Generation of skill-specific maps from graph world models for robotic systems
Koen de Vos, Gijs van den Brandt, Jordy Senden, Pieter Pauwels, Rene van de Molengraft, Elena Torta
TL;DR
The paper tackles the challenge of sharing and reusing maps across heterogeneous robotic systems by introducing a robot-independent graph world model derived from BIM/IFC data (or scan-to-BIM when BIM is unavailable). It encodes environmental knowledge as an RDF graph of semantic elements with geometry and properties, enabling robot-specific map generation through targeted queries. For 2D localization and navigation with 2D LIDAR, it computes maps by intersecting 3D meshes with height-specific volumes, and demonstrates integration with ROS MoveBase. The approach is validated in a large university building model and a lab environment, showing feasibility for automatic initialization and seamless integration with existing planning and localization frameworks, while highlighting future work on dynamic objects and broader sensor support.
Abstract
With the increase in the availability of Building Information Models (BIM) and (semi-) automatic tools to generate BIM from point clouds, we propose a world model architecture and algorithms to allow the use of the semantic and geometric knowledge encoded within these models to generate maps for robot localization and navigation.

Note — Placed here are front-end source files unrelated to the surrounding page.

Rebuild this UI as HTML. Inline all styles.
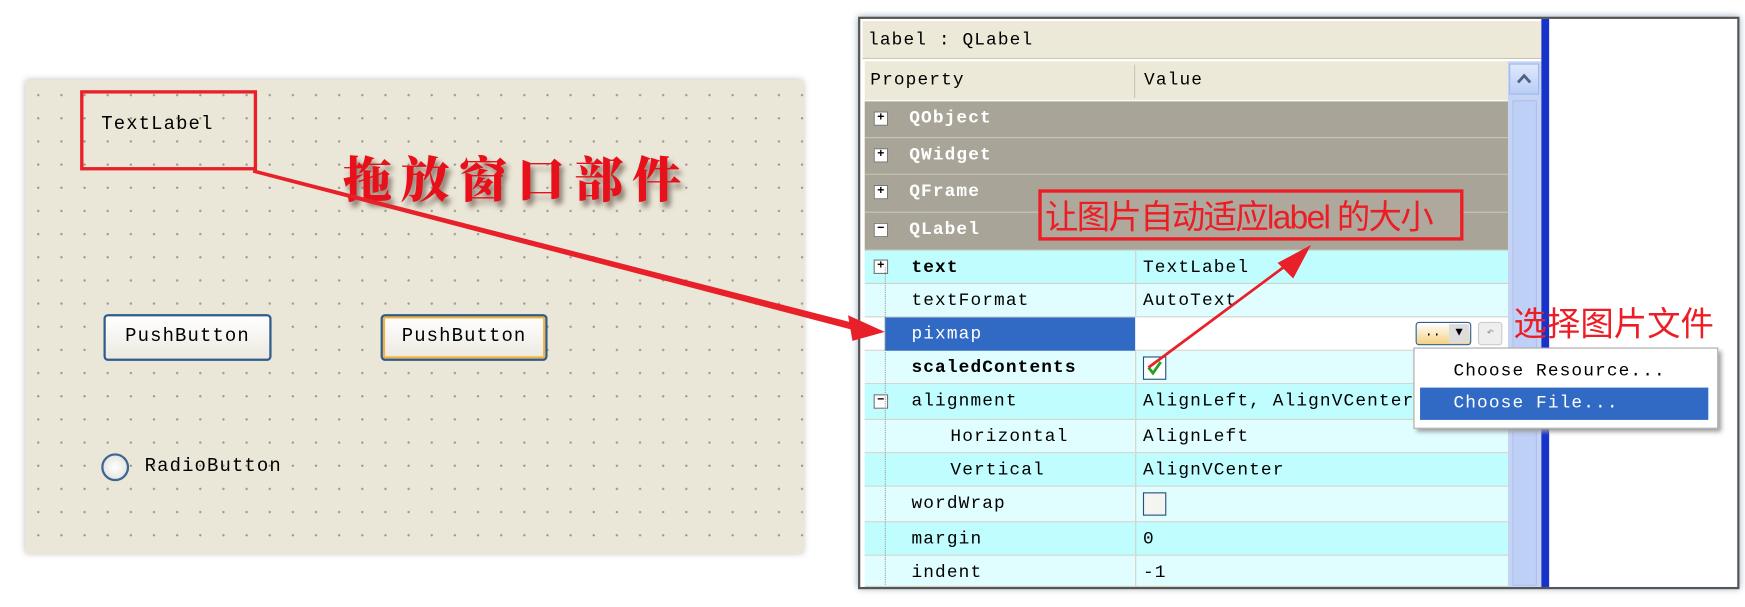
<!DOCTYPE html>
<html><head><meta charset="utf-8"><style>
html,body{margin:0;padding:0;width:1745px;height:607px;overflow:hidden;background:#fff}
#w{position:absolute;left:0;top:0;width:1568px;height:545px;transform:scale(1.1129,1.1138);transform-origin:0 0;font-family:"Liberation Mono","Noto Sans CJK SC",monospace}
.a{position:absolute}
.m{font-size:16px;letter-spacing:1px;color:#000;white-space:nowrap}
#lp{left:23px;top:72px;width:699px;height:425px;background-color:#ebe7d8;background-image:radial-gradient(circle,#9c9a8e 0.9px,transparent 1.2px);background-size:20.8px 20.8px;background-position:1px 3px;box-shadow:0 0 6px #bbb}
.btn{border:2px solid #2e5c8c;border-radius:4px;background:linear-gradient(#fff,#ece9e0);box-sizing:border-box;text-align:center;line-height:38px}
.row{position:absolute;left:777px;width:578px;border-bottom:1px solid #d4d0c8;box-sizing:border-box}
.row .p{position:absolute;left:42px;top:6px}
.row .v{position:absolute;left:250px;top:6px}
.g{background:#a8a497;border-bottom:1px solid #c8c4b8}
.g .p{color:#fff;font-weight:bold;left:40px}
.c1{background:#c0fdff}.c2{background:#e0feff}
.pm{position:absolute;left:8px;top:9px;width:11px;height:11px;border:1px solid #777;background:#fff;font-size:11px;line-height:10px;text-align:center;font-weight:bold}
.vl{position:absolute;left:243px;top:0;bottom:0;border-left:1px solid #d4d0c8}
</style></head><body><div id="w">
<div class="a" id="lp"></div>
<div class="a" style="left:72px;top:81px;width:153px;height:66px;border:3px solid #e8202a"></div>
<div class="a m" style="left:91px;top:103px;font-size:17px">TextLabel</div>
<div class="a" style="left:308px;top:126px;font-family:'Noto Serif CJK SC',serif;font-weight:900;font-size:44px;letter-spacing:8px;color:#e8101a;text-shadow:3px 5px 5px #8a7d70">拖放窗口部件</div>
<div class="a btn m" style="left:93px;top:282px;width:151px;height:42px;font-size:17px">PushButton</div>
<div class="a btn m" style="left:342px;top:282px;width:150px;height:42px;box-shadow:inset 0 0 0 2px #f5b13a;font-size:17px">PushButton</div>
<div class="a" style="left:91px;top:407px;width:25px;height:25px;border:2px solid #3d6593;border-radius:50%;background:radial-gradient(#fff,#dcdcd4);box-sizing:border-box"></div>
<div class="a m" style="left:130px;top:410px;font-size:17px">RadioButton</div>

<div class="a" style="left:771px;top:15px;width:792px;height:514px;background:#fff;border:2px solid #555;box-sizing:border-box;box-shadow:0 0 6px #9ab"></div>
<div class="a" style="left:775px;top:19px;width:610px;height:33px;background:#ece9d8;border-bottom:1px solid #c9c6b8"></div>
<div class="a m" style="left:780px;top:27px">label : QLabel</div>
<div class="a" style="left:777px;top:55px;width:578px;height:35px;background:#ece9d8"></div>
<div class="a" style="left:1019px;top:58px;height:30px;border-left:1px solid #c9c6b8"></div>
<div class="a m" style="left:782px;top:63px">Property</div>
<div class="a m" style="left:1028px;top:63px">Value</div>
<div class="a" style="left:1355px;top:55px;width:30px;height:472px;background:#c5d4f5"></div>
<div class="a" style="left:1356px;top:57px;width:27px;height:28px;background:linear-gradient(#dfe8fd,#b9cdf6);border:1px solid #a0b8e8;box-sizing:border-box"><svg width="25" height="26"><path d="M7 16 L12.5 10 L18 16" fill="none" stroke="#4d6185" stroke-width="2.5"/></svg></div>
<div class="a" style="left:1359px;top:90px;width:22px;height:436px;background:#bfd0f6;border:1px solid #aec0ea;box-sizing:border-box"></div>
<div class="a" style="left:1385px;top:17px;width:7px;height:510px;background:#1733c9"></div>

<div class="row g" style="top:91px;height:33px"><div class="pm">+</div><div class="p m">QObject</div></div>
<div class="row g" style="top:124px;height:33px"><div class="pm">+</div><div class="p m">QWidget</div></div>
<div class="row g" style="top:157px;height:34px"><div class="pm">+</div><div class="p m">QFrame</div></div>
<div class="row g" style="top:191px;height:34px"><div class="pm">−</div><div class="p m">QLabel</div></div>
<div class="row c1" style="top:225px;height:30px"><div class="vl"></div><div class="pm" style="top:8px">+</div><div class="p m" style="font-weight:bold">text</div><div class="v m">TextLabel</div></div>
<div class="row c2" style="top:255px;height:30px"><div class="vl"></div><div class="p m">textFormat</div><div class="v m">AutoText</div></div>
<div class="row" style="top:285px;height:30px;background:#fff"><div class="a" style="left:18px;top:0;width:225px;height:30px;background:#316ac5"></div><div class="p m" style="color:#fff">pixmap</div>
<div class="a" style="left:495px;top:4px;width:50px;height:21px;border:1px solid #2e5c8c;border-radius:3px;background:linear-gradient(#fff,#f5d080);box-sizing:border-box;font-size:12px;line-height:16px">&nbsp;..<span style="position:absolute;right:1px;top:1px;width:18px;height:17px;background:#ddd;text-align:center;font-size:11px">▼</span></div>
<div class="a" style="left:551px;top:4px;width:22px;height:21px;border:1px solid #ccc;border-radius:3px;background:#eee;box-sizing:border-box;color:#999;font-size:11px;text-align:center;line-height:18px">↶</div></div>
<div class="row c2" style="top:315px;height:30px"><div class="vl"></div><div class="p m" style="font-weight:bold">scaledContents</div><div class="a" style="left:250px;top:5px;width:19px;height:19px;border:1px solid #1c5180;background:#fff"><svg width="19" height="19"><path d="M4 9 L8 14 L15 4" fill="none" stroke="#21a121" stroke-width="2.5"/></svg></div></div>
<div class="row c1" style="top:345px;height:32px"><div class="vl"></div><div class="pm">−</div><div class="p m">alignment</div><div class="v m">AlignLeft, AlignVCenter</div></div>
<div class="row c2" style="top:377px;height:30px"><div class="vl"></div><div class="p m" style="left:77px">Horizontal</div><div class="v m">AlignLeft</div></div>
<div class="row c1" style="top:407px;height:30px"><div class="vl"></div><div class="p m" style="left:77px">Vertical</div><div class="v m">AlignVCenter</div></div>
<div class="row c2" style="top:437px;height:32px"><div class="vl"></div><div class="p m">wordWrap</div><div class="a" style="left:250px;top:5px;width:19px;height:19px;border:1px solid #1c5180;background:#f4f4f0"></div></div>
<div class="row c1" style="top:469px;height:30px"><div class="vl"></div><div class="p m">margin</div><div class="v m">0</div></div>
<div class="row c2" style="top:499px;height:28px"><div class="vl"></div><div class="p m">indent</div><div class="v m">-1</div></div>
<div class="a" style="left:795px;top:240px;height:285px;border-left:1px dotted #999"></div>

<div class="a" style="left:1270px;top:312px;width:272px;height:71px;background:#fff;border:1px solid #aaa;box-shadow:3px 3px 4px #999"></div>
<div class="a m" style="left:1306px;top:324px">Choose Resource...</div>
<div class="a" style="left:1276px;top:348px;width:259px;height:29px;background:#316ac5"></div>
<div class="a m" style="left:1306px;top:353px;color:#fff">Choose File...</div>

<div class="a" style="left:933px;top:170px;width:382px;height:46px;border:3px solid #ee1c24;box-sizing:border-box;background:#aea99c"></div>
<div class="a" style="left:939px;top:170px;font-family:'Liberation Sans','Noto Sans CJK SC',sans-serif;font-size:30px;color:#ee1c24;white-space:nowrap;letter-spacing:-1.5px">让图片自动适应label 的大小</div>
<div class="a" style="left:1360px;top:266px;font-family:'Liberation Sans','Noto Sans CJK SC',sans-serif;font-size:30px;color:#ee1c24;white-space:nowrap">选择图片文件</div>
<svg class="a" style="left:0;top:0" width="1568" height="545">
<polygon points="228,152 775,292 773,298 227,155" fill="#e8202a"/>
<polygon points="762,283 795,298 766,306" fill="#e8202a"/>
<line x1="1032" y1="330" x2="1160" y2="235" stroke="#e8202a" stroke-width="2.5"/>
<polygon points="1148,236 1178,220 1162,250" fill="#e8202a"/>
</svg>
</div></body></html>
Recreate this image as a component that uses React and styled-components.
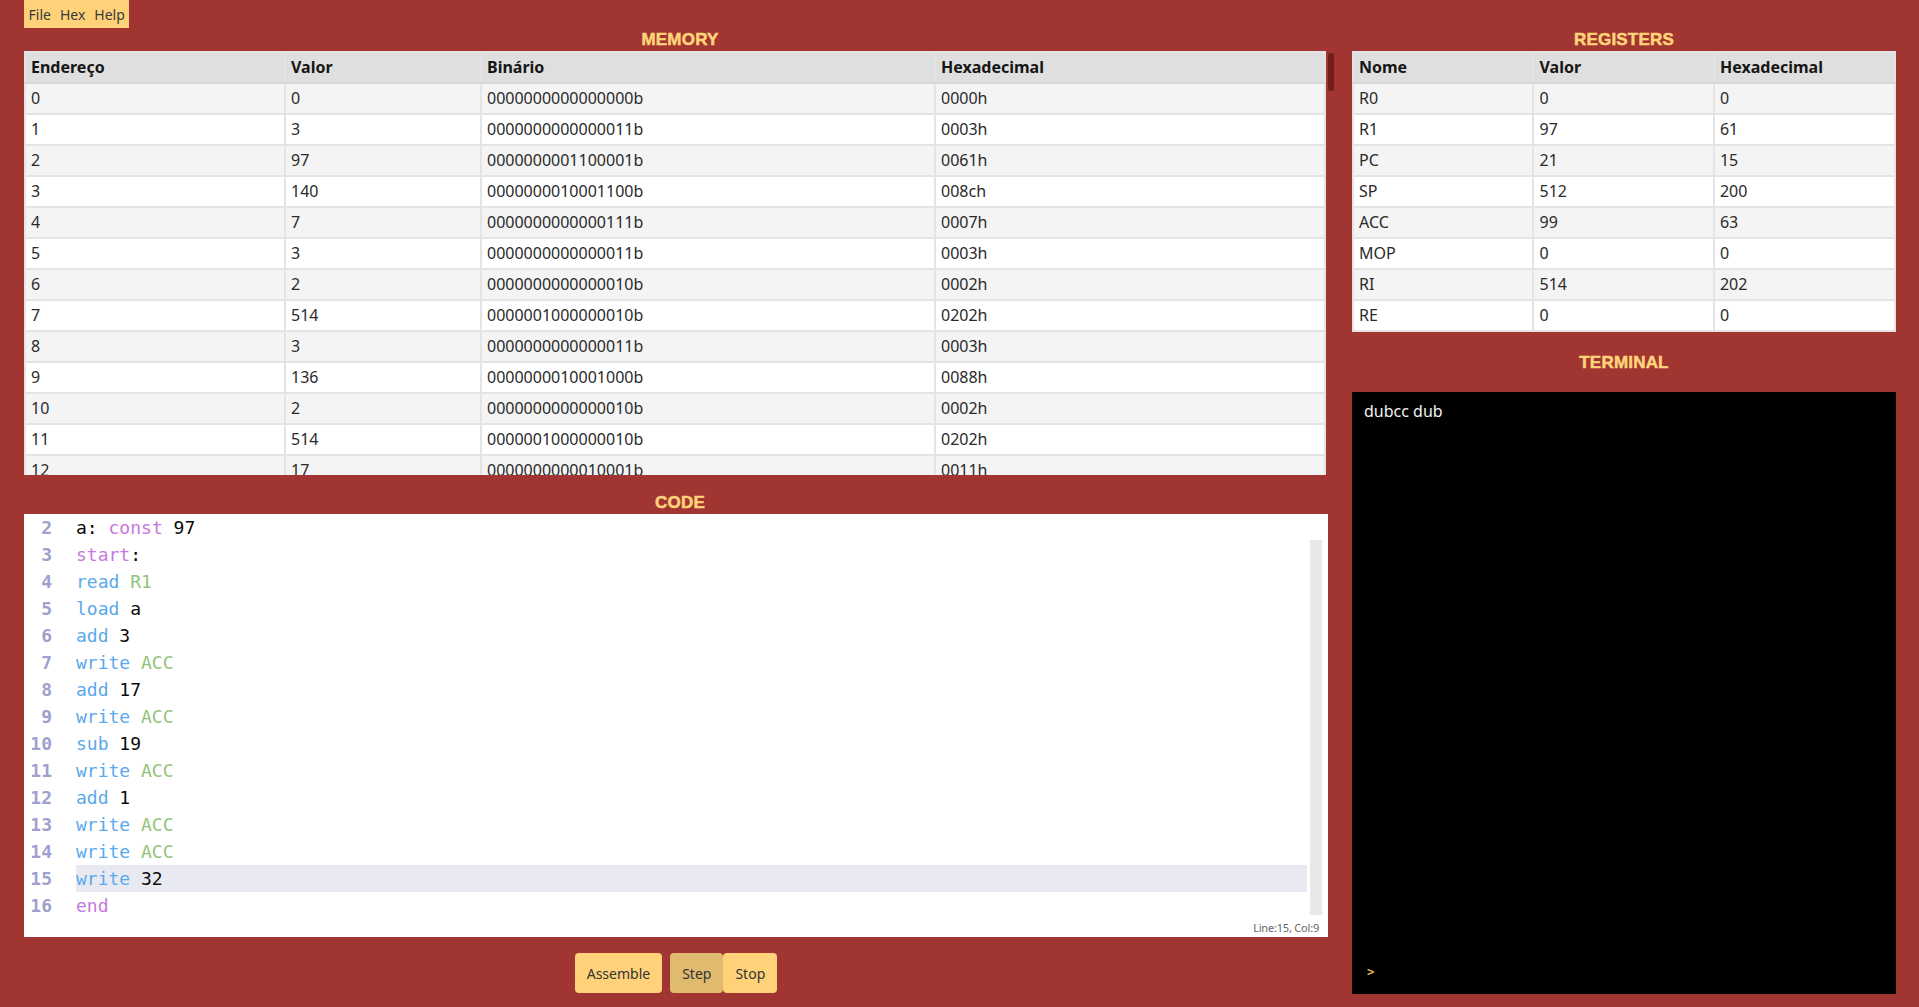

When heterogeneous robots are deployed within an environment, maps obtained from classical SLAM approaches might not be shared between all agents within a team of robots, e.g. due to a mismatch in sensor type, or a difference in physical robot dimensions. Our approach extracts the 3D geometry and semantic description of building elements (e.g. material, element type, color) from BIM, and represents this knowledge in a graph. Based on queries on the graph and knowledge of the skills of the robot, we can generate skill-specific maps that can be used during the execution of localization or navigation tasks. The approach is validated with data from complex build environments and integrated into existing navigation frameworks.